Thursday, December 23, 2004

Melvin Patrick Ely’s Adventures of Amos ‘n’ Andy

Blame it on the excess of the holidays: I never thought of ideas in the popular culture as tastes of fruit before today. But when I was trying to place the phenomenon of Amos ‘n’ Andy in American popular culture for myself, it began to seem to me like a kind of fruit that I’ve been tasting for much of my life, but I just now learned the name and detailed information about its nutrition.

I say this because I recognized jokes from A&A: In fact, I thought my grandfather had made up the line, “Well, I guess it’s time for my weekly bath, whether I need it or not.” No indeed. The line (or one like it) comes from the radio show. In the same way, I’d heard my mom’s friend, Helen say “That’s re-gusting,” my whole life, thinking that was her own euphemism. Who knew these came from A&A?

Really, it is this very sense—of tasting the fruit and finding out later about the name—that makes studying popular culture so interesting to me. That’s how we know that A&A was an important cultural influence—well, maybe that’s not the important measure. Ely, in fact, offers many other more compelling reasons.

The show sprang from the roots of minstrel shows, which followed a specific pattern or form:

The first act offered a minstrel chorus, whose comic endmen bounced much of their humor off the interlocutor. Jokes, eccentric dances, and songs sung by one or more soloists. Then came the second part of the production, an “olio” or mini-variety show consisting of non-blackface novelty acts and a “stump speech” on some topic of current interest; a blackface comedian delivered the speech, using abundant malapropisms and exaggerated gestures. The show concluded with a one-act blackface farce relying heavily on slapstick humor. (29)

Bill Kersands was one of the first minstrels. He used the burnt cork to make what now has become the familiar, exaggerated black-face with exaggerated lips (34).

Correll and Gorsden started much like Kersands. They created an act as Sam and Henry but had to change the names to syndicate it; choosing new names for the characters was a studied effort. They told several different stories about how the did it, but most importantly, “Amos” and “Andy” were carefully chosen to represent realistic names for the kinds of people they would have been.

The show was immensely popular on the fledgling medium of radio; it was impossible to know how popular the show was, since no mechanism was in place to count listeners so early in the history of the medium. However, Correll and Gorsden found out their popularity when they began to make personal appearances as A&A. One show they did was interesting as an effort towards humor: they performed their act on stage in character, but without makeup, stunning audiences with “the incongruity between the men’s Caucasian appearance and their ‘Negro’ speech” (62). That was an interesting comedy experiment.

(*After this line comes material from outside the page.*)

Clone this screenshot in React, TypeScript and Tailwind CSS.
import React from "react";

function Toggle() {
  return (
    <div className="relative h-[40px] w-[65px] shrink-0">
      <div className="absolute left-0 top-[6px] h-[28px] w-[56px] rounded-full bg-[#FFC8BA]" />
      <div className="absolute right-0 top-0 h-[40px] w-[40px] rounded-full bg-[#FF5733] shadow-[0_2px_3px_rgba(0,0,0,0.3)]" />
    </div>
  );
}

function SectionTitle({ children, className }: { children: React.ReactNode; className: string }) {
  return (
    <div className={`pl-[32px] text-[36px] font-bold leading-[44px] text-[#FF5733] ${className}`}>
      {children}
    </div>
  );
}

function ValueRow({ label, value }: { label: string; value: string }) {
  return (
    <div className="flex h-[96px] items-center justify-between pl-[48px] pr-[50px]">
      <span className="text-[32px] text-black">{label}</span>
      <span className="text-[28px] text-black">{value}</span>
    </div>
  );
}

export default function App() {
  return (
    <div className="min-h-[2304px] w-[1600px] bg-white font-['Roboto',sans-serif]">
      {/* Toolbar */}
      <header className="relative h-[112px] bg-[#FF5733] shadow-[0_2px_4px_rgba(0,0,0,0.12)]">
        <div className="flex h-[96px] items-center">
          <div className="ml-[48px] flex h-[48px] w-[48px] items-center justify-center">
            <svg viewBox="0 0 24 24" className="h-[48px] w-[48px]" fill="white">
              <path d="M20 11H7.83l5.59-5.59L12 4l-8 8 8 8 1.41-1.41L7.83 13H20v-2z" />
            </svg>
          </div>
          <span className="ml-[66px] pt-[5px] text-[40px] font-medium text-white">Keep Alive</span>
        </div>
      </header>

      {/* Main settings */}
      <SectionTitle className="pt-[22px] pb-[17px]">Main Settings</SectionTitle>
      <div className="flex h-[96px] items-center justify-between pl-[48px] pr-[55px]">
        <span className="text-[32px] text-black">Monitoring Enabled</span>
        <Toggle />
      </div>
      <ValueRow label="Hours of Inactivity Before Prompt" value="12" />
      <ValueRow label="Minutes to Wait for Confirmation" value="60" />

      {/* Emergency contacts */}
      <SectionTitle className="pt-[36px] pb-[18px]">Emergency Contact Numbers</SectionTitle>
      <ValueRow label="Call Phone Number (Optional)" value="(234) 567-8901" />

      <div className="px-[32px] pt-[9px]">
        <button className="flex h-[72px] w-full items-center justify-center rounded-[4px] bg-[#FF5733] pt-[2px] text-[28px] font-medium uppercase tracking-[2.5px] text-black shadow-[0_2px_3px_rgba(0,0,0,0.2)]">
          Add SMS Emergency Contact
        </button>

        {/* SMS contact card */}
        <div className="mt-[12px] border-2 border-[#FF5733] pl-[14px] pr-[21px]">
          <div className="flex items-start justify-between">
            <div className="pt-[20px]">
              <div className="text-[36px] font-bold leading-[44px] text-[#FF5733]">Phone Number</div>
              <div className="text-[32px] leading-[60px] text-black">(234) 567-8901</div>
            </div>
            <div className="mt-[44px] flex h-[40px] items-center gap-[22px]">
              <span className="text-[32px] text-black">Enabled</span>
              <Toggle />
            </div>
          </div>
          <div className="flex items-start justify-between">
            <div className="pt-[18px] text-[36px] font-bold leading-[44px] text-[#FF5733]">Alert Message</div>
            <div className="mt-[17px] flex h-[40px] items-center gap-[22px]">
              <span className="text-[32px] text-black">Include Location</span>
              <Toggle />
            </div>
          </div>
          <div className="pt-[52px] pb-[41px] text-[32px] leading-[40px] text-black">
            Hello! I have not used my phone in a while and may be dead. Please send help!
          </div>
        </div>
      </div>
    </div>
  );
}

A&A was interesting for a number of reasons. For one, the show depicted Black characters in professional roles. There were Black doctors and lawyers for example. Also, for the longest time, Correll and Gosden did all the voices, but since they didn’t like to do women’s voices, they just did men’s. So in order to create female characters, they had to do scenes where existing male characters talked to their wives on the telephone or just rely on reported speech.

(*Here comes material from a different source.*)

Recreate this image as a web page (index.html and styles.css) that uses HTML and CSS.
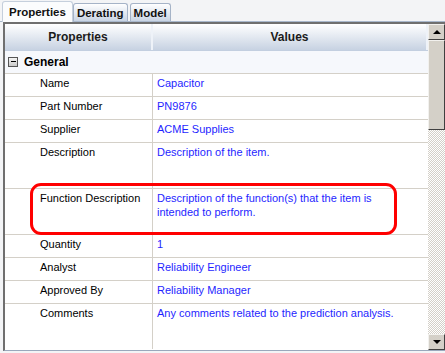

Later on, Correll and Gosden did hire actors to play supporting roles in the show; in this case, it was primarily Black actors. The show thus became a very large employer of Blacks in Hollywood. Finally, it became a show that was televised and for which an all black cast was hired—except white supporting actors (for the first time).

Ultimately, it was a much protested show, and for good reason. If you believe its opponents, the kind of humor involved was that which made the audience think of Black people as fools, not as capable, smart human beings. Though black professional people were depicted, they were shown as subordinate to white people—an unfortunate message to audiences who are decisionmakers of the future.

Ely does a great job with this book—he manages to show the brilliance of the humor somehow without disrespecting a whole culture; he has a great sense of the metaphor I started with—the savoring of a certain kind of fruit, which, perhaps if we tasted much of it these days, would be a trifle sour.